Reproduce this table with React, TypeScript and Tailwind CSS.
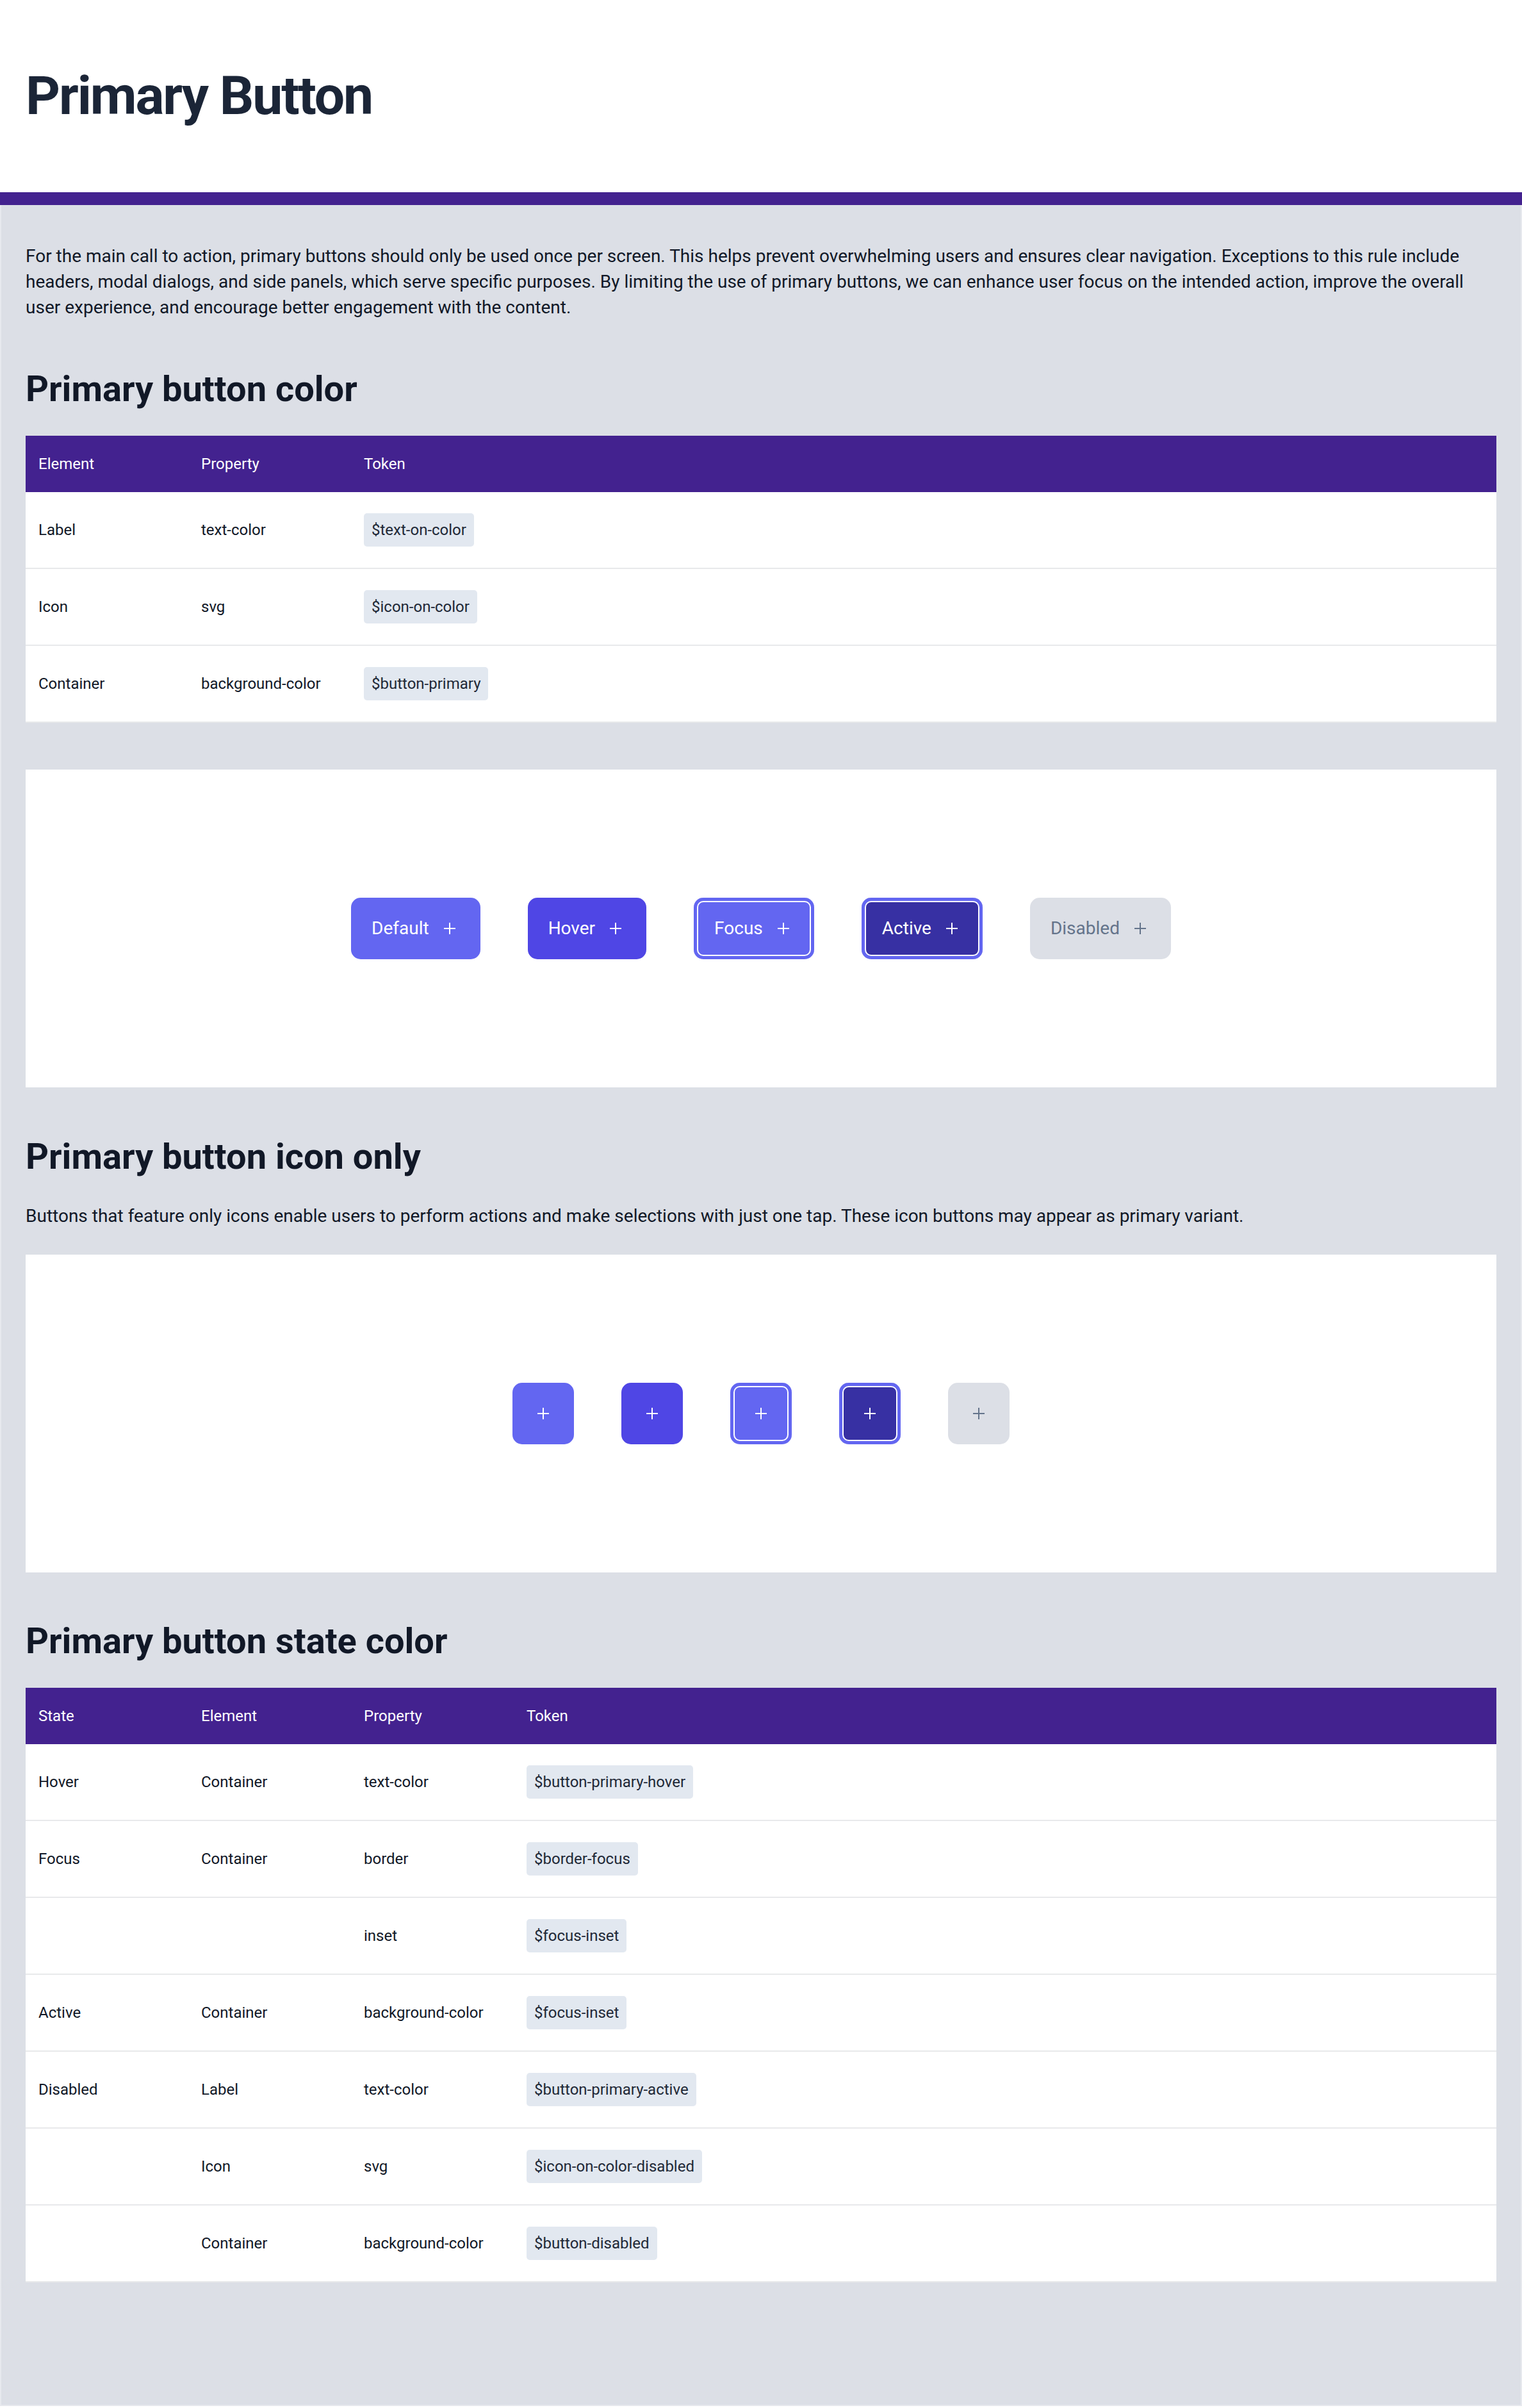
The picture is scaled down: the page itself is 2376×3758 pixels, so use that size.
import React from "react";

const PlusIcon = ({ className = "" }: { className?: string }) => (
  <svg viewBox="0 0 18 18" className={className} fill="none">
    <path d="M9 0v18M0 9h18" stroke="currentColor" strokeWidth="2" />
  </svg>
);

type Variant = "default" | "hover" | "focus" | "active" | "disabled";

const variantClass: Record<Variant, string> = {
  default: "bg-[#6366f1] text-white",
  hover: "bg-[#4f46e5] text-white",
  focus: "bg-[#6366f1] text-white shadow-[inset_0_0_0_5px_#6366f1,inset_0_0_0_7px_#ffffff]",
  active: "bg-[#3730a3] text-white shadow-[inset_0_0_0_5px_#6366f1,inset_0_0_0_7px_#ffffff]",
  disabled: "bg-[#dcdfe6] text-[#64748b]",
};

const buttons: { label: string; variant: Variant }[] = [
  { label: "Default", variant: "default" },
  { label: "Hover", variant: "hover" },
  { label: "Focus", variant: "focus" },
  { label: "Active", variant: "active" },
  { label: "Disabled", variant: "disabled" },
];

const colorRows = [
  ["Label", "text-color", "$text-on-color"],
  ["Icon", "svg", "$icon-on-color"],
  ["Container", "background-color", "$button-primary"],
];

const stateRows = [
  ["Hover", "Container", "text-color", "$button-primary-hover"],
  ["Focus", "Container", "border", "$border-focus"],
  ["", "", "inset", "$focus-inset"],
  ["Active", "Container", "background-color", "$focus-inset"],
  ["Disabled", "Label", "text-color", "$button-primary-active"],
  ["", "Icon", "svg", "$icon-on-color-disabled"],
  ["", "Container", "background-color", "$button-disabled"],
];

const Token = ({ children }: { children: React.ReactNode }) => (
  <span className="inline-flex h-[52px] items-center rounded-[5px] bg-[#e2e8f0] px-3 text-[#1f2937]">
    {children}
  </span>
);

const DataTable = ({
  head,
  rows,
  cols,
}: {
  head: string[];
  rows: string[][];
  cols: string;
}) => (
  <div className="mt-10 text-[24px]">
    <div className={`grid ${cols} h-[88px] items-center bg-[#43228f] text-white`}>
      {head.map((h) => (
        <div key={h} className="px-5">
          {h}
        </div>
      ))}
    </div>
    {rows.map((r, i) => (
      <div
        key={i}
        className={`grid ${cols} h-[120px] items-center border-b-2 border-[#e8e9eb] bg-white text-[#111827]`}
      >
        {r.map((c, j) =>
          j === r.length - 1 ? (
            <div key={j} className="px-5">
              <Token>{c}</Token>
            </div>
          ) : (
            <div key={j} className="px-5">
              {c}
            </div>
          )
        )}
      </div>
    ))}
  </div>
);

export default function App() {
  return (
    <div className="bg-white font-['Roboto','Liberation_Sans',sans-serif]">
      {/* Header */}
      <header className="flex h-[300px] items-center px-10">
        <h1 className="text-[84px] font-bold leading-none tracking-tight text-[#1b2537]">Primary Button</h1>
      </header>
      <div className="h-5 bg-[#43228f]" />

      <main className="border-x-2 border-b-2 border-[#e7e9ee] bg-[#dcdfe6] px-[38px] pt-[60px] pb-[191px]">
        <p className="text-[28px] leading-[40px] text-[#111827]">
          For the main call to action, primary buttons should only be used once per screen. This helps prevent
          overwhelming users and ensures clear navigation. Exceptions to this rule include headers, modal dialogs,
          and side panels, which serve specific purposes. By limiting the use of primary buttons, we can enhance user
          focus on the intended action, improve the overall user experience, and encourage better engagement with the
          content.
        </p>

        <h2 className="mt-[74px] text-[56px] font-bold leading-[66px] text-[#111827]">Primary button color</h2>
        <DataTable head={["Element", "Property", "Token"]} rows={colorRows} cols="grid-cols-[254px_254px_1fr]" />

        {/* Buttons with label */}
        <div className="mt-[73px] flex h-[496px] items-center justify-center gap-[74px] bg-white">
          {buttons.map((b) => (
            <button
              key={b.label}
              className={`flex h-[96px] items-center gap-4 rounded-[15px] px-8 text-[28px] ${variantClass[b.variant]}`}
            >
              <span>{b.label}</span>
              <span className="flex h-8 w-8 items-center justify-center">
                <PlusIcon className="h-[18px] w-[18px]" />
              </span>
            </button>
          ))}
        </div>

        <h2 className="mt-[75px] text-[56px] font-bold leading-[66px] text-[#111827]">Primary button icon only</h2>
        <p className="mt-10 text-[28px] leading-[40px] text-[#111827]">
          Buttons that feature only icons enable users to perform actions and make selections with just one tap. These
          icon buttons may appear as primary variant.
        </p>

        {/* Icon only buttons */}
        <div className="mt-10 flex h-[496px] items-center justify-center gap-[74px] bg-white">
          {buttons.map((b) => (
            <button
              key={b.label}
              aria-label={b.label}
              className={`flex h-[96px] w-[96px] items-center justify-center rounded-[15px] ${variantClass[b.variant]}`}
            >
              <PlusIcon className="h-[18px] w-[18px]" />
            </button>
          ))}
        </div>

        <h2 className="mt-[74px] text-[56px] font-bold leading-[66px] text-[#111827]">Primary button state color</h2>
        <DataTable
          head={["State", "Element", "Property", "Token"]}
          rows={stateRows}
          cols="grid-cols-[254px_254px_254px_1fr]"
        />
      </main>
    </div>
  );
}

####

SHORT TASK:
Transcribe all the data word for word; the images stay out.

OUTPUT OF THE EXERCISE:
Reproduce this table with React, TypeScript and Tailwind CSS.
The picture is scaled down: the page itself is 2376×3758 pixels, so use that size.
import React from "react";

const PlusIcon = ({ className = "" }: { className?: string }) => (
  <svg viewBox="0 0 18 18" className={className} fill="none">
    <path d="M9 0v18M0 9h18" stroke="currentColor" strokeWidth="2" />
  </svg>
);

type Variant = "default" | "hover" | "focus" | "active" | "disabled";

const variantClass: Record<Variant, string> = {
  default: "bg-[#6366f1] text-white",
  hover: "bg-[#4f46e5] text-white",
  focus: "bg-[#6366f1] text-white shadow-[inset_0_0_0_5px_#6366f1,inset_0_0_0_7px_#ffffff]",
  active: "bg-[#3730a3] text-white shadow-[inset_0_0_0_5px_#6366f1,inset_0_0_0_7px_#ffffff]",
  disabled: "bg-[#dcdfe6] text-[#64748b]",
};

const buttons: { label: string; variant: Variant }[] = [
  { label: "Default", variant: "default" },
  { label: "Hover", variant: "hover" },
  { label: "Focus", variant: "focus" },
  { label: "Active", variant: "active" },
  { label: "Disabled", variant: "disabled" },
];

const colorRows = [
  ["Label", "text-color", "$text-on-color"],
  ["Icon", "svg", "$icon-on-color"],
  ["Container", "background-color", "$button-primary"],
];

const stateRows = [
  ["Hover", "Container", "text-color", "$button-primary-hover"],
  ["Focus", "Container", "border", "$border-focus"],
  ["", "", "inset", "$focus-inset"],
  ["Active", "Container", "background-color", "$focus-inset"],
  ["Disabled", "Label", "text-color", "$button-primary-active"],
  ["", "Icon", "svg", "$icon-on-color-disabled"],
  ["", "Container", "background-color", "$button-disabled"],
];

const Token = ({ children }: { children: React.ReactNode }) => (
  <span className="inline-flex h-[52px] items-center rounded-[5px] bg-[#e2e8f0] px-3 text-[#1f2937]">
    {children}
  </span>
);

const DataTable = ({
  head,
  rows,
  cols,
}: {
  head: string[];
  rows: string[][];
  cols: string;
}) => (
  <div className="mt-10 text-[24px]">
    <div className={`grid ${cols} h-[88px] items-center bg-[#43228f] text-white`}>
      {head.map((h) => (
        <div key={h} className="px-5">
          {h}
        </div>
      ))}
    </div>
    {rows.map((r, i) => (
      <div
        key={i}
        className={`grid ${cols} h-[120px] items-center border-b-2 border-[#e8e9eb] bg-white text-[#111827]`}
      >
        {r.map((c, j) =>
          j === r.length - 1 ? (
            <div key={j} className="px-5">
              <Token>{c}</Token>
            </div>
          ) : (
            <div key={j} className="px-5">
              {c}
            </div>
          )
        )}
      </div>
    ))}
  </div>
);

export default function App() {
  return (
    <div className="bg-white font-['Roboto','Liberation_Sans',sans-serif]">
      {/* Header */}
      <header className="flex h-[300px] items-center px-10">
        <h1 className="text-[84px] font-bold leading-none tracking-tight text-[#1b2537]">Primary Button</h1>
      </header>
      <div className="h-5 bg-[#43228f]" />

      <main className="border-x-2 border-b-2 border-[#e7e9ee] bg-[#dcdfe6] px-[38px] pt-[60px] pb-[191px]">
        <p className="text-[28px] leading-[40px] text-[#111827]">
          For the main call to action, primary buttons should only be used once per screen. This helps prevent
          overwhelming users and ensures clear navigation. Exceptions to this rule include headers, modal dialogs,
          and side panels, which serve specific purposes. By limiting the use of primary buttons, we can enhance user
          focus on the intended action, improve the overall user experience, and encourage better engagement with the
          content.
        </p>

        <h2 className="mt-[74px] text-[56px] font-bold leading-[66px] text-[#111827]">Primary button color</h2>
        <DataTable head={["Element", "Property", "Token"]} rows={colorRows} cols="grid-cols-[254px_254px_1fr]" />

        {/* Buttons with label */}
        <div className="mt-[73px] flex h-[496px] items-center justify-center gap-[74px] bg-white">
          {buttons.map((b) => (
            <button
              key={b.label}
              className={`flex h-[96px] items-center gap-4 rounded-[15px] px-8 text-[28px] ${variantClass[b.variant]}`}
            >
              <span>{b.label}</span>
              <span className="flex h-8 w-8 items-center justify-center">
                <PlusIcon className="h-[18px] w-[18px]" />
              </span>
            </button>
          ))}
        </div>

        <h2 className="mt-[75px] text-[56px] font-bold leading-[66px] text-[#111827]">Primary button icon only</h2>
        <p className="mt-10 text-[28px] leading-[40px] text-[#111827]">
          Buttons that feature only icons enable users to perform actions and make selections with just one tap. These
          icon buttons may appear as primary variant.
        </p>

        {/* Icon only buttons */}
        <div className="mt-10 flex h-[496px] items-center justify-center gap-[74px] bg-white">
          {buttons.map((b) => (
            <button
              key={b.label}
              aria-label={b.label}
              className={`flex h-[96px] w-[96px] items-center justify-center rounded-[15px] ${variantClass[b.variant]}`}
            >
              <PlusIcon className="h-[18px] w-[18px]" />
            </button>
          ))}
        </div>

        <h2 className="mt-[74px] text-[56px] font-bold leading-[66px] text-[#111827]">Primary button state color</h2>
        <DataTable
          head={["State", "Element", "Property", "Token"]}
          rows={stateRows}
          cols="grid-cols-[254px_254px_254px_1fr]"
        />
      </main>
    </div>
  );
}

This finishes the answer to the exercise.